Another essential educational tool collaboration between product marketing and sales are buyer personas. Both teams really need to understand the customers they’re serving, as we’ve discussed above.
Buyer personas are a tool that allow in depth understanding of who a customer is, what they want and the journey you’re taking them on with the product. It’s typically the responsibility of product marketing to produce this tool. But by sharing it with sales, you can make sure both teams are consistently targeting potential buyers and sales are enabled to effectively pick up where product marketing left off.
Working towards business objectives.
This one really applies to all of your teams, but it’s another great way to make sure product marketing and sales are on the same page.
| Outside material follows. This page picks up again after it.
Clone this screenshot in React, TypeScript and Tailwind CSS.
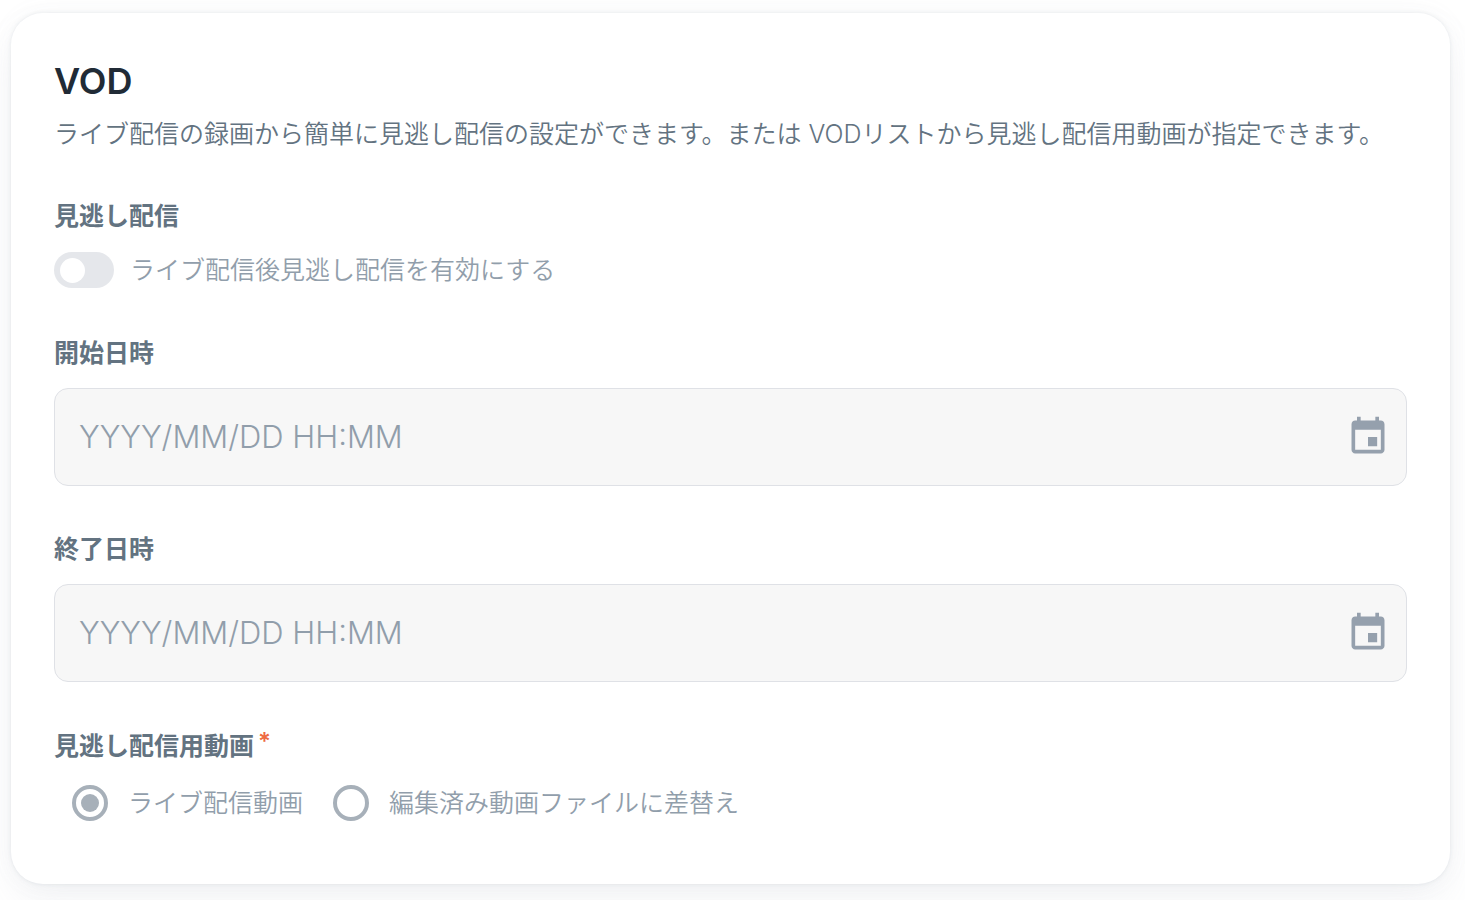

When leaders make decisions for a company it can be easy to assume everyone knows and understands these decisions.
It’s important to make sure you communicate company decisions, objectives and projections with your teams. Everyone needs to understand what they’re working towards and why. This is beneficial for many reasons, such as motivating your employees and encouraging loyalty, but what we’re focusing on right now is how this furthers collaboration.
If product marketing and sales are going to effectively take a product to market, they need to understand the importance of the product to the overarching trajectory of your business.
A product launch should be part of a story you’re telling with a brand. To get product marketing and sales working together truly effectively, both teams need to understand the narrative their work is contributing to.
If both teams are trying to achieve the same goal, it will be far easier to get alignment on their work.
With all of these strategies we’ve discussed, the fundamental building block is communication.
Finding ways to open up communication between teams and make sure they understand one another is crucial for collaboration. But as you can see, you can’t just leave it up to chance.
Communication needs to be built into the foundations of your Go-to-Market strategy and this is how you make it happen.